TASK STATEMENT
Search the data below for the word "styles" and copy each line that holds it.

DATASET SECTION
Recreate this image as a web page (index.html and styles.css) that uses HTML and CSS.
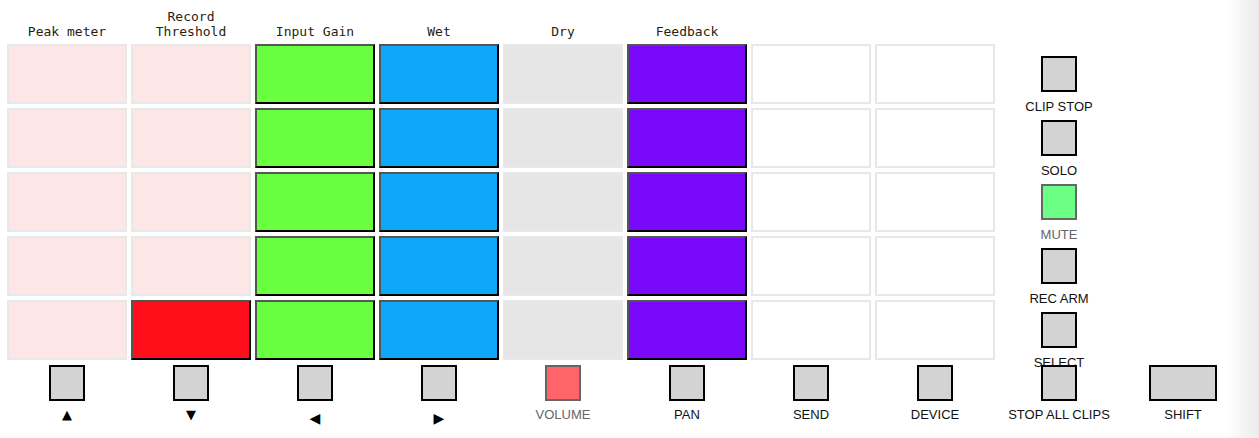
FILE: index.html
```html
<!DOCTYPE html>
<html>
<head>
<meta charset="utf-8">
<link rel="stylesheet" href="styles.css">
</head>
<body>
<div class="page">
  <div class="header">
    <div class="hlabel">Peak meter</div>
    <div class="hlabel">Record<br>Threshold</div>
    <div class="hlabel">Input Gain</div>
    <div class="hlabel">Wet</div>
    <div class="hlabel">Dry</div>
    <div class="hlabel">Feedback</div>
  </div>
  <div class="main">
    <div class="pads">
      <div class="pad peak"></div><div class="pad peak"></div><div class="pad on green"></div><div class="pad on blue"></div><div class="pad dry"></div><div class="pad on purple"></div><div class="pad"></div><div class="pad"></div>
      <div class="pad peak"></div><div class="pad peak"></div><div class="pad on green"></div><div class="pad on blue"></div><div class="pad dry"></div><div class="pad on purple"></div><div class="pad"></div><div class="pad"></div>
      <div class="pad peak"></div><div class="pad peak"></div><div class="pad on green"></div><div class="pad on blue"></div><div class="pad dry"></div><div class="pad on purple"></div><div class="pad"></div><div class="pad"></div>
      <div class="pad peak"></div><div class="pad peak"></div><div class="pad on green"></div><div class="pad on blue"></div><div class="pad dry"></div><div class="pad on purple"></div><div class="pad"></div><div class="pad"></div>
      <div class="pad peak"></div><div class="pad on red"></div><div class="pad on green"></div><div class="pad on blue"></div><div class="pad dry"></div><div class="pad on purple"></div><div class="pad"></div><div class="pad"></div>
    </div>
    <div class="side">
      <div class="side-cell"><div class="btn"></div><div class="blabel">CLIP STOP</div></div>
      <div class="side-cell"><div class="btn"></div><div class="blabel">SOLO</div></div>
      <div class="side-cell"><div class="btn active-green"></div><div class="blabel dim">MUTE</div></div>
      <div class="side-cell"><div class="btn"></div><div class="blabel">REC ARM</div></div>
      <div class="side-cell"><div class="btn"></div><div class="blabel">SELECT</div></div>
    </div>
  </div>
  <div class="bottom">
    <div class="bcell"><div class="btn"></div><div class="blabel arrow">▲</div></div>
    <div class="bcell"><div class="btn"></div><div class="blabel arrow">▼</div></div>
    <div class="bcell"><div class="btn"></div><div class="blabel arrow lr">◀</div></div>
    <div class="bcell"><div class="btn"></div><div class="blabel arrow lr">▶</div></div>
    <div class="bcell"><div class="btn active-red"></div><div class="blabel dim">VOLUME</div></div>
    <div class="bcell"><div class="btn"></div><div class="blabel">PAN</div></div>
    <div class="bcell"><div class="btn"></div><div class="blabel">SEND</div></div>
    <div class="bcell"><div class="btn"></div><div class="blabel">DEVICE</div></div>
    <div class="bcell"><div class="btn"></div><div class="blabel">STOP ALL CLIPS</div></div>
    <div class="bcell"><div class="btn wide"></div><div class="blabel">SHIFT</div></div>
  </div>
</div>
</body>
</html>
```
FILE: styles.css
```css
html, body {
  margin: 0;
  padding: 0;
}
body {
  width: 1259px;
  height: 438px;
  overflow: hidden;
  background: linear-gradient(to right, #ffffff 0, #ffffff 1226px, #ebebeb 1259px);
  font-family: "Liberation Sans", Arial, sans-serif;
}
.page {
  padding-left: 7px;
}
.header {
  display: grid;
  grid-template-columns: repeat(10, 120px);
  column-gap: 4px;
  height: 40px;
  align-items: end;
}
.hlabel {
  font-family: "DejaVu Sans Mono", "Liberation Mono", monospace;
  font-size: 13px;
  line-height: 15px;
  margin-bottom: 1px;
  color: #2a1c10;
  text-align: center;
}
.main {
  display: flex;
  margin-top: 4px;
}
.pads {
  display: grid;
  grid-template-columns: repeat(8, 120px);
  grid-template-rows: repeat(5, 60px);
  gap: 4px;
}
.pad {
  box-sizing: border-box;
  border: 2px solid #e8e8e8;
  background: #ffffff;
}
.pad.peak { background: #fde6e6; }
.pad.dry { background: #e6e6e6; }
.pad.on {
  border-color: #555555 #000000 #000000 #555555;
}
.pad.green { background: #68ff40; }
.pad.blue { background: #0fa8f9; }
.pad.purple { background: #7a08fa; }
.pad.red { background: #ff0f19; }
.side {
  margin-left: 4px;
  width: 120px;
  display: flex;
  flex-direction: column;
  gap: 4px;
}
.side-cell {
  height: 60px;
  box-sizing: border-box;
  padding-top: 12px;
  display: flex;
  flex-direction: column;
  align-items: center;
}
.btn {
  box-sizing: border-box;
  width: 36px;
  height: 36px;
  border: 2px solid #000000;
  background: #d3d3d3;
  flex: none;
}
.btn.wide { width: 68px; }
.btn.active-green {
  border-color: #666666;
  background: #6cff85;
}
.btn.active-red {
  border-color: #666666;
  background: #ff6469;
}
.blabel {
  margin-top: 7px;
  font-size: 13px;
  line-height: 16px;
  color: #111111;
  white-space: nowrap;
  text-align: center;
}
.blabel.dim { color: #666666; }
.bottom {
  display: grid;
  grid-template-columns: repeat(10, 120px);
  column-gap: 4px;
  margin-top: 5px;
}
.bcell {
  display: flex;
  flex-direction: column;
  align-items: center;
}
.bcell .blabel { margin-top: 6px; }
.arrow {
  font-family: "DejaVu Sans", sans-serif;
  font-size: 13px;
  color: #000;
}
.arrow.lr { padding-top: 3px; font-size: 14px; }
```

COMPLETED TASK
Recreate this image as a web page (index.html and styles.css) that uses HTML and CSS.
<link rel="stylesheet" href="styles.css">
FILE: styles.css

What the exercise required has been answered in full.